This story closely resembles that of Abū ʿAbd Allāh, the Fatimid dāʿī, apart from the fact that this time the missionary was Sunnī. The Almoravid movement in the West, like the Seljuk movement in the East, belonged to the vast counteroffensive launched by the Abbasids in the eleventh century to destroy Shiism and repel the Christian crusade. One of the spiritual fathers of the movement, the Mālikī qāḍī al-Bāqillānī (d. 1013), was Abū ʿImrān's teacher, and it was with the blessing of the grest jurisprudents of the East that Yūsuf ibn Tāshfīn overthrew the Andalusian princes and took the title of Amīr al-Muslimīn ("commander of the Muslims"), which symbolized his supreme authority in the Muslim West under the suzerainty of the Abbasid caliphs.
In the new Almoravid state the faqīh s held pride of place. Chosen from among the early adherents of the movement, they set out to defend and spread the official ideology. They gave advice to local emirs, kept a close watch on the verdicts of the courts, preached asceticism to the governed and austerity to the governing. Qāḍī ʿIyād of Ceuta (d. 1149) was the embodiment of this clerical caste. He left many works, two of which were of considerable importance. His Shifāʾ (Book of Healing), which draws a complete portrait of the Prophet, simultaneously gives readers an example to follow at every moment of their lives, thus proving that, contrary to Shīʿī thought, they had no need of an imam to guide them to the truth. In the Kitāb al-madārik (Book of Exploits), he drew up a long list of the celebrities of the Mālikī school. This book completed the work that Abū al-ʿArab had begun by putting together what can be considered a veritable patrology of Maghrebi Islam.

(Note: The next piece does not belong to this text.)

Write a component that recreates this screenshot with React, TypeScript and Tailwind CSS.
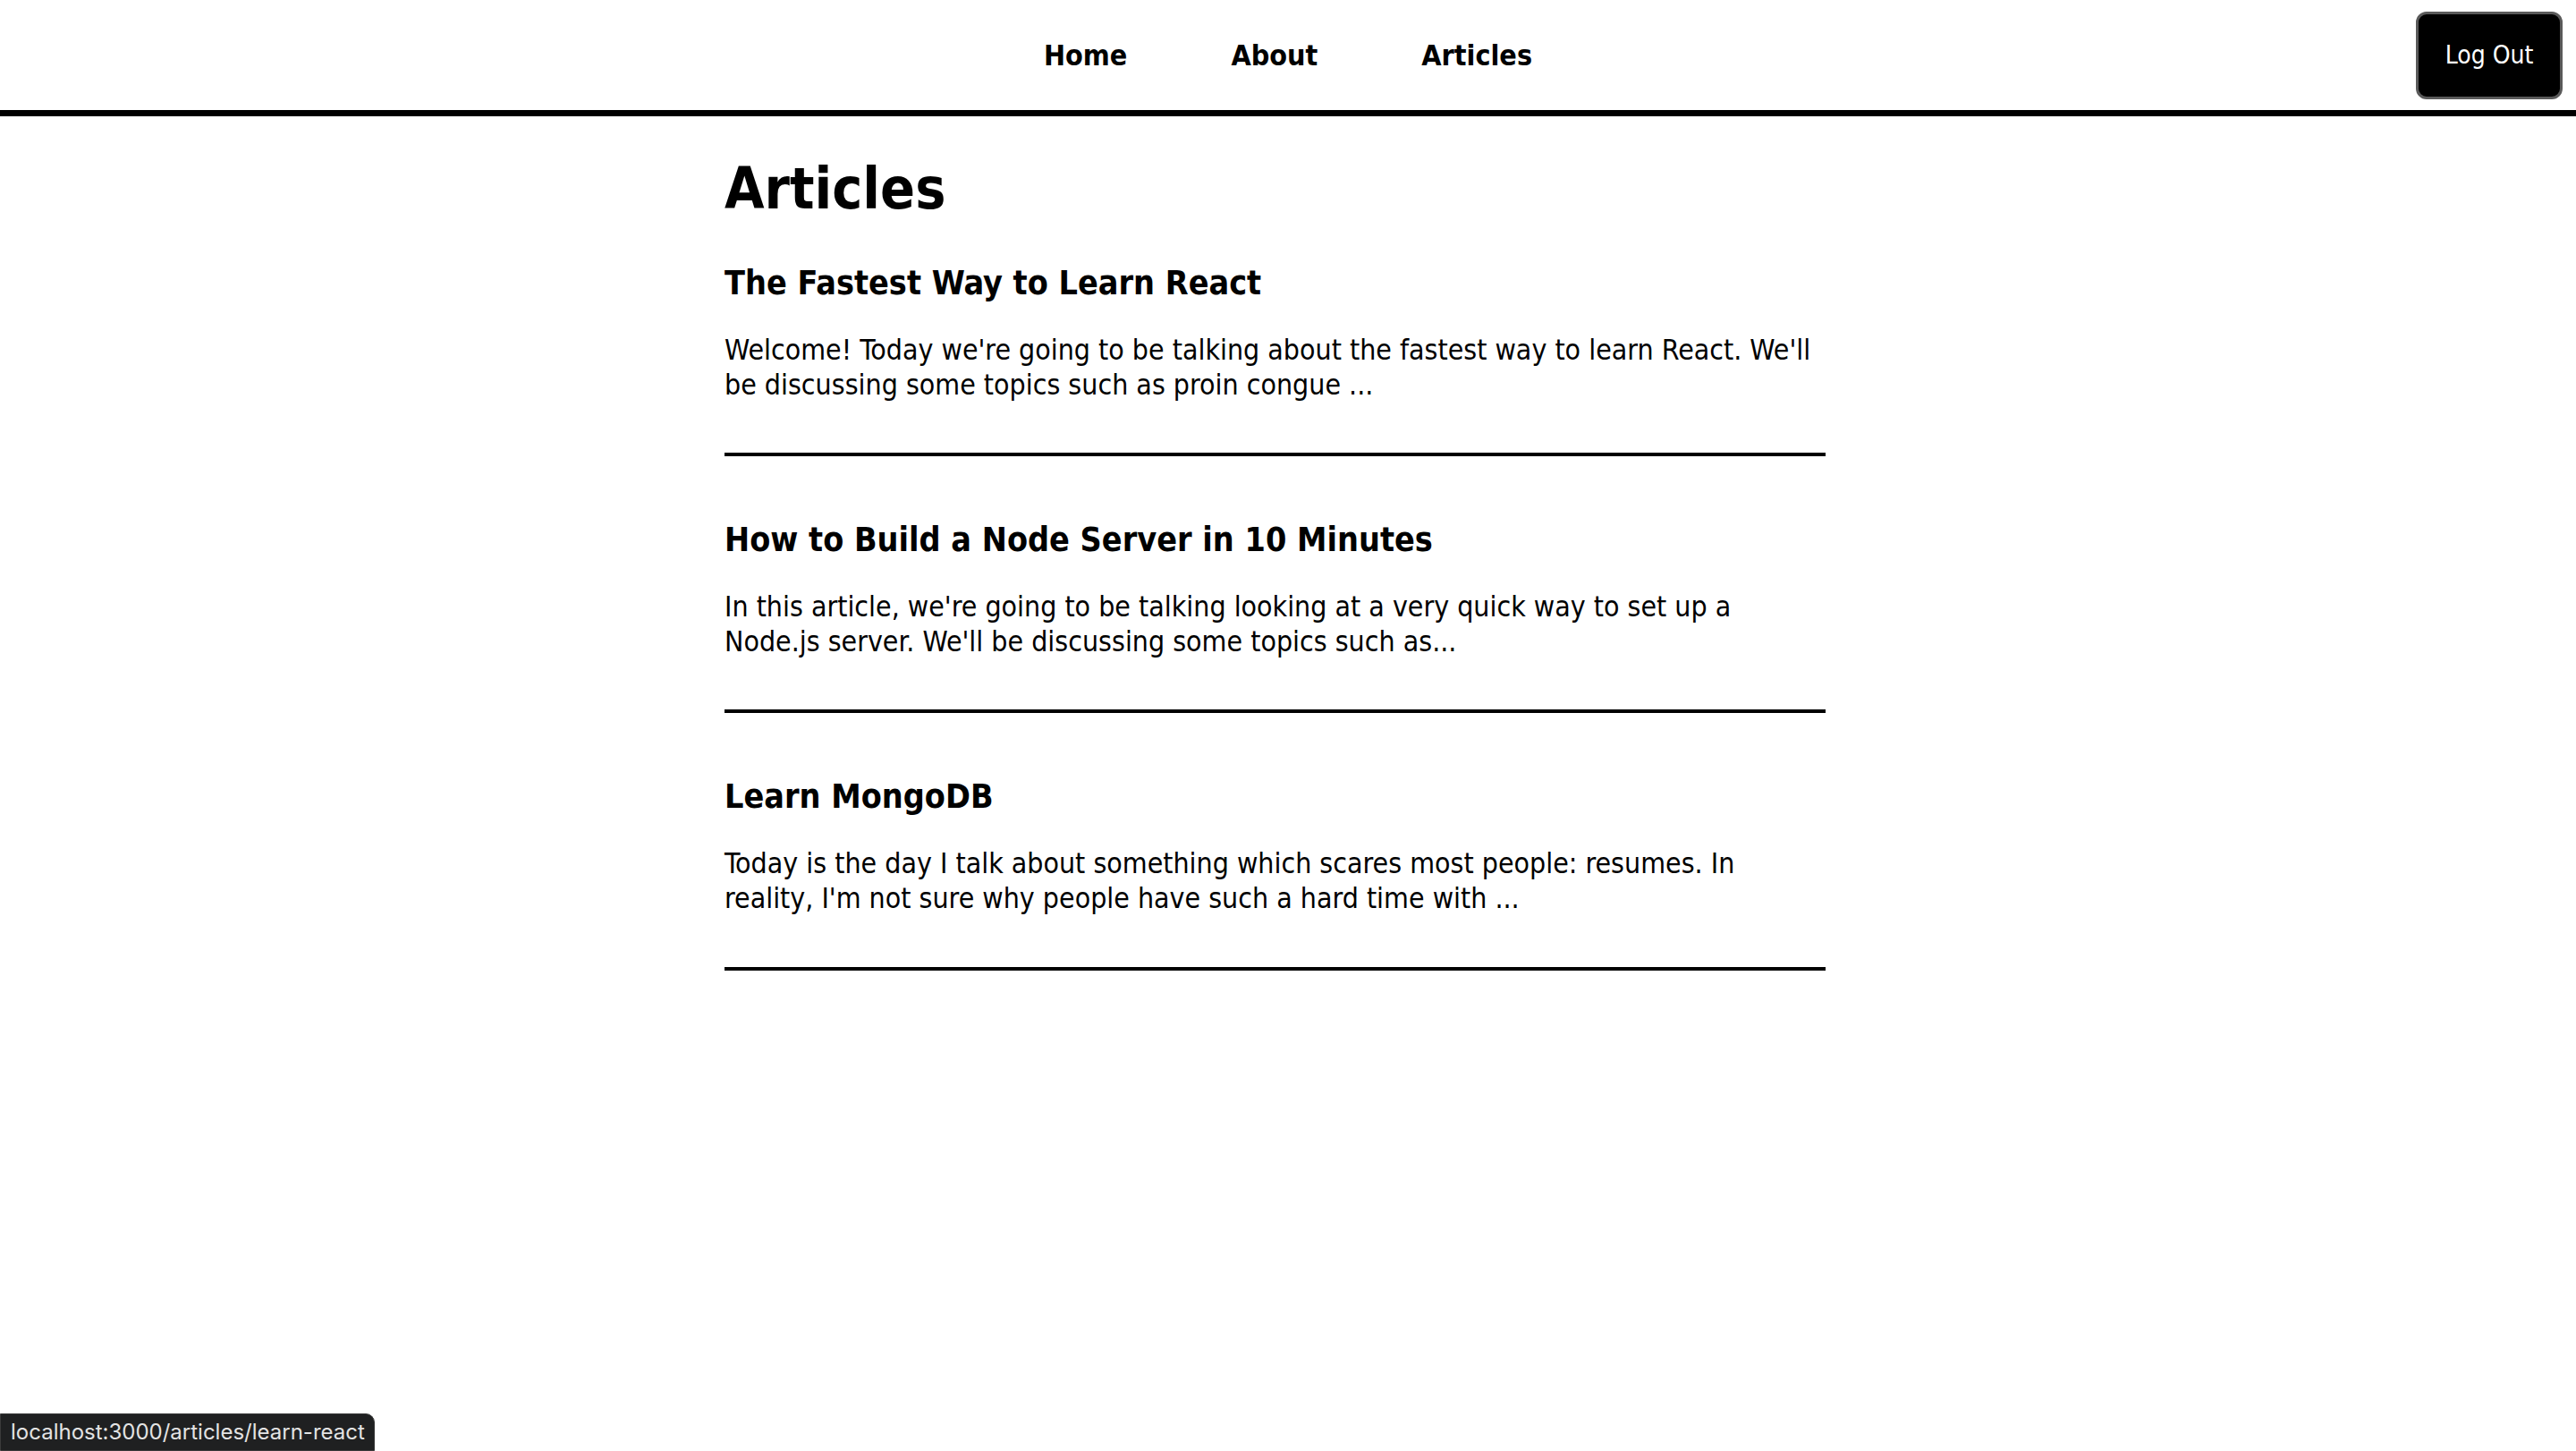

However, in spite of the wholehearted support of the state, Mālikī preeminence was short-lived, and with the coming of the Almohad dynasty the Maghreb was once more to experience a schism. Official Almoravid ideology seems to have lagged behind the sociointellectual evolution of the rest of the Islamic world. Whereas in the East, thanks to al-Ghāzalī (d. 1111), Sunnism had succeeded in integrating dialectical theology (kalām ), logic (manṭiq ), and mysticism (taṣ̄awwuf) ; and while in Andalusia, Ibn Ḥazm (d. 1064) was pioneering new directions in juridical thought, the Mālikīyah of the Maghreb remained blindly attached to the school of Kairouan and refused any kind of reform. When in power they applied a reactionary policy in the true sense of the term, refusing to systematize the fiqh in the manner of al-Shafiʿī (d. 820), condemning and burning all the works of al-Ghāzalī, and declaring war on popular piety. They formed an isolated, activist minority that refused the spirit of the sunnah, that is, to choose the middle way and always seek the consensus of the majority. It was not until they had suffered bitterly from the persecution of the Almohads that they discovered the virtues of moderation.

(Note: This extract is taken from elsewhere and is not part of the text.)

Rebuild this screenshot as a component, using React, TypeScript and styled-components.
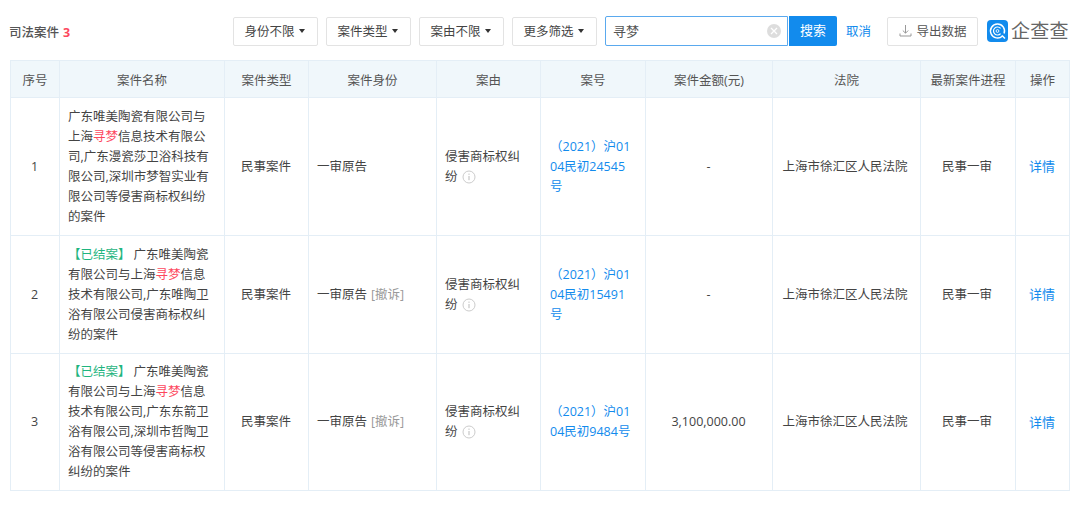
import React from "react";
import styled, { createGlobalStyle } from "styled-components";

const Global = createGlobalStyle`
  html, body { margin: 0; padding: 0; background: #fff; }
  body { font-family: "Open Sans", "Noto Sans CJK SC", sans-serif; color: #333; }
`;

const Page = styled.div`
  width: 1080px;
  height: 505px;
  overflow: hidden;
  padding: 16px 0 0 10px;
  box-sizing: border-box;
`;

const Toolbar = styled.div`
  display: flex;
  align-items: center;
  height: 30px;
  width: 1060px;
  margin-bottom: 14px;
`;

const Title = styled.div`
  width: 223px;
  font-size: 12.5px;
  color: #555;
  font-weight: 500;
  white-space: nowrap;
  text-indent: -1px;
`;

const Count = styled.span`
  color: #fd485e;
  font-weight: 700;
  margin-left: 4px;
`;

const FilterButton = styled.button`
  height: 29px;
  box-sizing: border-box;
  width: 85px;
  margin-right: 8px;
  padding: 0 2px 0 0;
  background: #fff;
  border: 1px solid #e3e3e3;
  border-radius: 2px;
  font: inherit;
  font-size: 12.5px;
  line-height: 25px;
  color: #444;
  display: flex;
  align-items: center;
  justify-content: center;
  gap: 4px;
`;

const Caret = styled.i`
  width: 0;
  height: 0;
  border-left: 3.5px solid transparent;
  border-right: 3.5px solid transparent;
  border-top: 4px solid #333;
`;

const SearchBox = styled.div`
  width: 183px;
  height: 30px;
  box-sizing: border-box;
  border: 1px solid #5aa9ee;
  border-radius: 2px 0 0 2px;
  display: flex;
  align-items: center;
  justify-content: space-between;
  padding: 0 6px 2px 7px;
  font-size: 13px;
  color: #555;
`;

const ClearDot = styled.span`
  width: 14px;
  height: 14px;
  margin-top: 2px;
  border-radius: 50%;
  background: #ddd;
  display: flex;
  align-items: center;
  justify-content: center;
`;

const SearchButton = styled.button`
  width: 48px;
  height: 30px;
  border: 0;
  margin-left: 1px;
  padding: 0 0 3px;
  background: #128bed;
  color: #fff;
  border-radius: 0 2px 2px 0;
  font: inherit;
  font-size: 13px;
`;

const CancelLink = styled.span`
  color: #128bed;
  font-size: 12.5px;
  margin: 0 16px 2px 9px;
  white-space: nowrap;
`;

const ExportButton = styled.button`
  width: 91px;
  height: 29px;
  box-sizing: border-box;
  padding: 0 0 2px;
  background: #fff;
  border: 1px solid #e3e3e3;
  border-radius: 2px;
  font: inherit;
  font-size: 12.5px;
  color: #555;
  display: flex;
  align-items: center;
  justify-content: center;
  gap: 5px;
`;

const Logo = styled.div`
  display: flex;
  align-items: center;
  margin-left: 9px;
  gap: 3px;
`;

const LogoText = styled.span`
  font-size: 19px;
  font-weight: 400;
  letter-spacing: 0.3px;
  color: #666;
  line-height: 22px;
  white-space: nowrap;
`;

const Table = styled.table`
  border-collapse: collapse;
  table-layout: fixed;
  width: 1059px;
  font-size: 12.5px;
  color: #444;
`;

const HeadCell = styled.th`
  height: 37px;
  padding: 0;
  box-sizing: border-box;
  background: #f0f7fb;
  border: 1px solid #e4eef6;
  font-weight: 400;
  color: #555;
  text-align: center;
`;

const Cell = styled.td<{ $align?: string }>`
  padding: 0 10px 0 8px;
  border: 1px solid #e4eef6;
  line-height: 20px;
  text-align: ${(p) => p.$align || "left"};
  vertical-align: middle;
  word-break: break-all;
`;

const CenterCell = styled(Cell)`
  padding: 0 10px 0 9px;
`;

const CourtCell = styled(Cell)`
  padding: 0 11px 0 8px;
`;

const Row = styled.tr<{ $h: number }>`
  height: ${(p) => p.$h}px;
`;

const Closed = styled.span`
  color: #1fb57f;
  margin-right: 3px;
`;

const Highlight = styled.span`
  color: #fd485e;
`;

const Muted = styled.span`
  color: #999;
  margin-left: 4px;
`;

const Link = styled.span`
  color: #128bed;
`;

const DetailLink = styled(Link)`
  font-size: 13px;
`;

const CaseNoCell = styled(Cell)`
  padding: 0 12px 0 9px;
`;

const InfoIcon = styled.span`
  display: inline-flex;
  vertical-align: -3px;
  margin-left: 4px;
`;

const Info = () => (
  <InfoIcon>
    <svg width="14" height="14" viewBox="0 0 14 14" fill="none">
      <circle cx="7" cy="7" r="6" stroke="#ccc" />
      <path d="M7 6v4.2M7 3.6v1.2" stroke="#bbb" />
    </svg>
  </InfoIcon>
);

const widths = [49, 165, 84, 128, 104, 105, 127, 148, 95, 54];
const heads = ["序号", "案件名称", "案件类型", "案件身份", "案由", "案号", "案件金额(元)", "法院", "最新案件进程", "操作"];

const rows = [
  {
    h: 138,
    no: "1",
    closed: false,
    name: ["广东唯美陶瓷有限公司与上海", "信息技术有限公司,广东漫瓷莎卫浴科技有限公司,深圳市梦智实业有限公司等侵害商标权纠纷的案件"],
    revoked: false,
    caseNo: "（2021）沪0104民初24545号",
    amount: "-",
  },
  {
    h: 118,
    no: "2",
    closed: true,
    name: ["广东唯美陶瓷有限公司与上海", "信息技术有限公司,广东唯陶卫浴有限公司侵害商标权纠纷的案件"],
    revoked: true,
    caseNo: "（2021）沪0104民初15491号",
    amount: "-",
  },
  {
    h: 137,
    no: "3",
    closed: true,
    name: ["广东唯美陶瓷有限公司与上海", "信息技术有限公司,广东东箭卫浴有限公司,深圳市哲陶卫浴有限公司等侵害商标权纠纷的案件"],
    revoked: true,
    caseNo: "（2021）沪0104民初9484号",
    amount: "3,100,000.00",
  },
];

export default function App() {
  return (
    <Page>
      <Global />
      <Toolbar>
        <Title>
          司法案件<Count>3</Count>
        </Title>
        {["身份不限", "案件类型", "案由不限", "更多筛选"].map((t) => (
          <FilterButton key={t}>
            {t}
            <Caret />
          </FilterButton>
        ))}
        <SearchBox>
          寻梦
          <ClearDot>
            <svg width="8" height="8" viewBox="0 0 8 8">
              <path d="M1 1l6 6M7 1L1 7" stroke="#fff" strokeWidth="1.3" />
            </svg>
          </ClearDot>
        </SearchBox>
        <SearchButton>搜索</SearchButton>
        <CancelLink>取消</CancelLink>
        <ExportButton>
          <svg width="13" height="13" viewBox="0 0 13 13" fill="none" stroke="#999">
            <path d="M6.5 1v8M3.8 6.5l2.7 2.7 2.7-2.7M1 9.5v2.5h11V9.5" />
          </svg>
          导出数据
        </ExportButton>
        <Logo>
          <svg width="21" height="22" viewBox="0 0 21 22">
            <rect width="21" height="22" rx="4" fill="#128bed" />
            <path d="M15.45 15.95A7 7 0 1 1 17.08 13.4" fill="none" stroke="#fff" strokeWidth="1.5" />
            <path d="M15 15.5l3 3" stroke="#fff" strokeWidth="1.5" />
            <path d="M13.56 8.43A4 4 0 1 0 13.56 13.57" fill="none" stroke="#fff" strokeWidth="1.2" />
            <circle cx="10.5" cy="11" r="1.4" fill="none" stroke="#fff" strokeWidth="0.9" />
          </svg>
          <LogoText>企查查</LogoText>
        </Logo>
      </Toolbar>
      <Table>
        <colgroup>
          {widths.map((w, i) => (
            <col key={i} style={{ width: w }} />
          ))}
        </colgroup>
        <thead>
          <tr>
            {heads.map((h) => (
              <HeadCell key={h}>{h}</HeadCell>
            ))}
          </tr>
        </thead>
        <tbody>
          {rows.map((r) => (
            <Row key={r.no} $h={r.h}>
              <CenterCell $align="center">{r.no}</CenterCell>
              <Cell>
                {r.closed && <Closed>【已结案】</Closed>}
                {r.name[0]}
                <Highlight>寻梦</Highlight>
                {r.name[1]}
              </Cell>
              <CenterCell $align="center">民事案件</CenterCell>
              <Cell>
                一审原告
                {r.revoked && <Muted>[撤诉]</Muted>}
              </Cell>
              <Cell>
                侵害商标权纠纷
                <Info />
              </Cell>
              <CaseNoCell>
                <Link>{r.caseNo}</Link>
              </CaseNoCell>
              <CenterCell $align="center">{r.amount}</CenterCell>
              <CourtCell $align="center">上海市徐汇区人民法院</CourtCell>
              <Cell $align="center">民事一审</Cell>
              <CenterCell $align="center">
                <DetailLink>详情</DetailLink>
              </CenterCell>
            </Row>
          ))}
        </tbody>
      </Table>
    </Page>
  );
}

From a political point of view, the Almohad century represented the apogee of North African history, but from a religious point of view it was simply an interlude. The official ideology, which from the very beginning had been opposed by the ʿulamāʾ and later was to be seen as schismatic by a majority of the population, was eventually repudiated by the descendants of those who had established it in the first place. How can its appearance be expalined? Was it a belated offshoot of earlier schisms? An original creation stemming from the Berber mentality? A national religion comparable with what was to become Twelver Shiism in Persia? All of these remain questions without answers.

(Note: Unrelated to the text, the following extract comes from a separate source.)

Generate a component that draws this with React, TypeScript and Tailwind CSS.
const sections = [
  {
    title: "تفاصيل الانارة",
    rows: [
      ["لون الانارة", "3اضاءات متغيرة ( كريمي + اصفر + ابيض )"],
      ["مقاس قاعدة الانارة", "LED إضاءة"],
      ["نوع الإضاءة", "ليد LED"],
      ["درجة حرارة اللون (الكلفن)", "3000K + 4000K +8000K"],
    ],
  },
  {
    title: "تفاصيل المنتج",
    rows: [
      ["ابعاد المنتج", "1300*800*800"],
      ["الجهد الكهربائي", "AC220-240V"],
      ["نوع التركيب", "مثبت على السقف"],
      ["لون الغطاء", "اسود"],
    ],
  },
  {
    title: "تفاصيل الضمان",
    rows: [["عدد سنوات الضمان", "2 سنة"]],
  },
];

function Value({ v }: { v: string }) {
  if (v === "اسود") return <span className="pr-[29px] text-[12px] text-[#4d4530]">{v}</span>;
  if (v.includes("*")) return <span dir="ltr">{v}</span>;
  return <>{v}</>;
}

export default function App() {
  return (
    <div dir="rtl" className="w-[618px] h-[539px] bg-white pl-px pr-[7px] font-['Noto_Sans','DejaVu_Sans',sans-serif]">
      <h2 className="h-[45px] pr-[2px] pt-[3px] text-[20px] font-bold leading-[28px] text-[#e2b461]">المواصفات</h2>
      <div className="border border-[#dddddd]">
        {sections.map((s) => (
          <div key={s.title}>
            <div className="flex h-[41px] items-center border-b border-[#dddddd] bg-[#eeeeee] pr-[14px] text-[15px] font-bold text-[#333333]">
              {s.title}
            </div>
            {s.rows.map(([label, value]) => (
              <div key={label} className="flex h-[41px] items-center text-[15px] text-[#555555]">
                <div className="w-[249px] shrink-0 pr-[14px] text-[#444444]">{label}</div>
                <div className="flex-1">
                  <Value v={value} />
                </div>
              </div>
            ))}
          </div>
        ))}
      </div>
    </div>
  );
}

Muḥammad ibn Tūmart, the Almohad ideologue, unlike Ibn Yāsīn, was not the propagandist of a movement that was external to his native region. Toward 1107 he left southern Morocco for Cordova, where he immersed himself in the teachings of Ibn Ḥazm, then traveled on to Iraq where, according to some biographers, he may have met al-Ghazālī. About 1116 he began to return homeward, stopping off for a long time in Alexandria, Tunis, Bougie, Tlemcen, Fez, and Meknes. In each of these cities he set himself up as the arbiter of morals, antagonizing the local authorities but gaining disciples who, like ʿAbd al-Muʾmin al-Gūmī, became fanatical followers. When he arrived in the Almoravid capital of Marrakesh, he challenged the faqīh s and led them into theological controversies for which they were ill prepared. An advocate of strict monotheism (tawḥīd) who made no concessions to popular imagination, he accused his adversaries of anthropomorphism (tajsīm ). In fact, Almohad is a Spanish distortion of the Arabic al-muwaḥḥid ("unitarian").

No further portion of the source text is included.